The years-long and on-going struggle between Democracy and Communism is engendered by basic differences in political ideology. Even in times of apparent peace the struggle goes on under the surface, erupting periodically in "Koreas" and "Vietnams." The long-standing attempts of racial, ethnic and religious minority groups to attain full recognition of their ideals, to gain equality of treatment and to end discrimination against themselves, has reached full-blown proportions today. Tragically, the trend is toward all kinds of violence to attract attention to their causes and to force acceptance of their goals.
The dissatisfaction of young people with our society as they find it, and their search for some way to change it, for some way out of the commonplace, has caused increasing numbers to experiment with all kinds of drugs, often casually at first, then with increasing frequency until the user is completely dependent upon his daily doses. New York City, with over 100,000 drug addicts, is a startling illustration of the depth and the scope of the problem. Many other cities and even rural communities, both in America and elsewhere in the world, present a similar picture, if not in numbers, at least in the percentage of the population using drugs, with an attendant rise in violence. In spite of the publicity about contamination and pollution of our environment and natural resources, we see people casually throwing all kinds of trash and garbage in the streets and on our highways, we see the chimneys of industrial plants spewing their noxious fumes into the air, and we see raw sewage and other wastes dumped into our streams.
Today all over the world there is a moral decay through the common acceptance of pornography, licentiousness and sexual freedom as a way of life, almost to the point that we are reminded of the moral decay which preceded the fall of the great Roman Empire. We can read daily in almost any newspaper in the world of the violation of someone's rights through murder, rape, robbery, mugging, or through discrimination in employment and housing, or through betrayal of trust, both in private industry and in the public domain.
As we examine those and other problems facing us, one common fact stands out — people generally, are all for themselves first. What any man wants, he strives to attain by any means available, without regard for anyone else. There is little, if any, thought for the ideas, wants and needs of another. While we call this selfishness, it is really caused by a lack of understanding.
There are exceptions, of course, to this picture. Americans working under the banner of the Peace Corps in many countries trying to help people better their way of life. Members of the Salvation Army who are dedicated to lives of service in helping others. Nameless volunteers in many countries working for better communities. Outstanding individuals such as Dr. Billy Graham who is constantly seeking to awaken people to the need for understanding each other through preaching the lessons of tolerance and brotherly love. The list of these people is long, too long, for enumeration here. When we hear of these people we are reminded of a ray of brilliant sunshine peering through dark clouds, that there is hope for a way to solve our problems.

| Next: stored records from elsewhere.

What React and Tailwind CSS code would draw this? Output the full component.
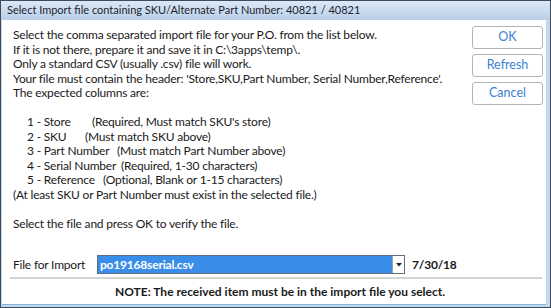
export default function App() {
  const rows = [
    ["1 - Store", "(Required, Must match SKU's store)", "w-[65px]"],
    ["2 - SKU", "(Must match SKU above)", "w-[58px]"],
    ["3 - Part Number", "(Must match Part Number above)", "w-[90px]"],
    ["4 - Serial Number", "(Required, 1-30 characters)", "w-[94px]"],
    ["5 - Reference", "(Optional, Blank or 1-15 characters)", "w-[76px]"],
  ];

  return (
    <div className="w-[551px] h-[308px] bg-[#c3d8ee] border border-[#3e4b5a] flex flex-col font-['Lato','Open_Sans',sans-serif] text-[12px] text-[#1a1a1a]">
      <div className="h-[19px] shrink-0 bg-gradient-to-b from-[#dbe8f6] to-[#b9cfe8] flex items-center pl-[6px] text-[11px] text-[#1e2430]">
        Select Import file containing SKU/Alternate Part Number: 40821 / 40821
      </div>

      <div className="flex-1 bg-white ml-[1px] mr-[4px] mb-[2px] flex flex-col border-b border-[#7fb9d9] tracking-[-0.2px]">
        <div className="flex">
          <div className="flex-1 pl-[11px] pt-[8px] leading-[14.5px]">
            <div>Select the comma separated import file for your P.O. from the list below.</div>
            <div>If it is not there, prepare it and save it in C:\3apps\temp\.</div>
            <div>Only a standard CSV (usually .csv) file will work.</div>
            <div>Your file must contain the header: 'Store,SKU,Part Number, Serial Number,Reference'.</div>
            <div>The expected columns are:</div>
            <div className="h-[14.5px]" />
            {rows.map(([label, desc, w]) => (
              <div key={label} className="pl-[14px] flex">
                <span className={`${w} shrink-0`}>{label}</span>
                <span>{desc}</span>
              </div>
            ))}
            <div>(At least SKU or Part Number must exist in the selected file.)</div>
            <div className="h-[14.5px]" />
            <div>Select the file and press OK to verify the file.</div>
          </div>

          <div className="flex flex-col gap-[5px] pt-[6px] pr-[3px]">
            {["OK", "Refresh", "Cancel"].map((b) => (
              <button
                key={b}
                className="w-[71px] h-[23px] rounded-[3px] border border-[#b4b4b4] bg-white text-[#3a7fd4] text-[12.5px] tracking-normal"
              >
                {b}
              </button>
            ))}
          </div>
        </div>

        <div className="flex items-center mt-[24px] pl-[11px]">
          <span className="w-[84px]">File for Import</span>
          <div className="w-[308px] h-[19px] border border-[#5f6d7c] flex">
            <div className="flex-1 bg-[#3a8eea] text-white font-bold pl-[2px] flex items-center">
              po19168serial.csv
            </div>
            <div className="w-[12px] bg-white border-l border-[#9aa4ae] flex items-center justify-center">
              <svg width="6" height="4" viewBox="0 0 6 4">
                <path d="M0 0h6L3 3.5z" fill="#222" />
              </svg>
            </div>
          </div>
          <span className="ml-[7px] font-bold">7/30/18</span>
        </div>

        <div className="mt-[3px] ml-[8px] mr-[4px] h-[2px] bg-[#d3d3d3]" />

        <div className="mt-[6px] pl-[12px] text-center font-bold leading-[14.5px] tracking-normal">
          NOTE: The received item must be in the import file you select.
        </div>
      </div>
    </div>
  );
}
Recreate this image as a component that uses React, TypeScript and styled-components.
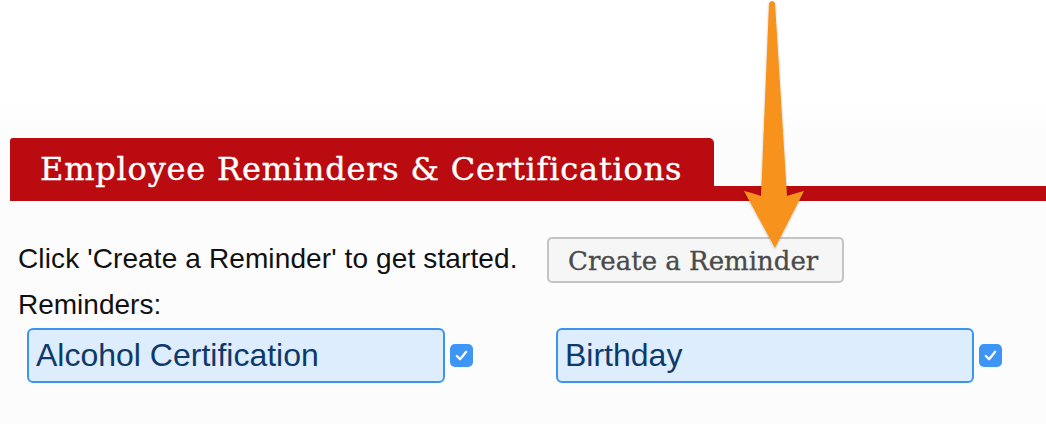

As Masons, we, too, have our part to play. Freemasonry teaches us many great and glorious lessons. We have all learned the precepts of brotherly love and of finding our way through life by the light we find in that Great Light we place on our Altars. As we participate in the several degrees of our Order, we experience great truths, we learn lessons in many areas. So many lessons, in fact, that many of us become confused by their very multitude. Yet, if we will only search our memories and experiences, we will recall one great thought appearing in every lesson, weaving through the entire Masonic ritual like a golden thread in a tapestry, shining forth like a blazing beacon over the stormy waters of the sea. That great thought is Brother-hood, with all that the name implies.
To be a brother to a man means, among other things, basically to understand him. We cannot accept a man as our brother unless we are willing to understand him. Oh, we can call him "Brother," but to be a brother in truth we must understand him, we must be willing to see and overlook his transgressions, to applaud his successes as our own, to enfold him in our arms and make him a part of ourselves. And we must want him to do the same to us, for Brotherhood is not a one-way street. No man is willing to give of himself forever without receiving something in return. And yet, if we will make the initial move, perhaps some little action, perhaps only a cheery word of greeting, which will show him that we do care about him, that we respect his rights as an individual, and that we understand his needs, he will usually respond and we can both walk that greatest of roads, that highway of Brotherhood, which is paved with mutual understanding and respect.
As Masons, we recognize that with every right, whether it be human, civil or moral, there are also certain obligations and duties to which we are basically bound. Duties we owe to our country, to our families, to our fellowman and to the Supreme Architect of the Universe. In our pursuit of rights, we must circumscribe our desires within the bounds of propriety, good taste and a sincere understanding of the common good.
Masons alone cannot solve all the world's problems, nor can Christians, Jews, Hindus, Moslems, or Buddhists. Nor can Americans, Filipinos, Russians, nor can the people of any country do it all. Neither whites nor blacks, browns, reds or yellows can find all the answers. But each, as individuals, can do his part, and the efforts of countless individuals, each imbued with the desire for mutual understanding of each other, can amount to a relentless, driving force strong enough to overcome any problem. We, especially, as Masons, have the tools at hand in the teachings of our Order. We must learn these lessons and we must study them until they become second nature to us. Most of all, we must not leave them at the doors to our lodges, but carry them with us into the outside world, where we must practice them with precept and example in our daily lives, in business, at recreation, in our family relationships, in our every contact with others. Then, and only then, can we truly say we are doing our part in striving for understanding of others.
This, then, is how he answered the young man's question. The most serious problem facing our society today is the lack of mutual understanding between people of all races, religions, and social and ethnic backgrounds. In solving this problem we will have taken a major step toward solving all of the other tremendous problems which beset us. No one man or one group of men can do it all, but each can do his part and make his impact on the total problem. We must achieve understanding if our world is to survive.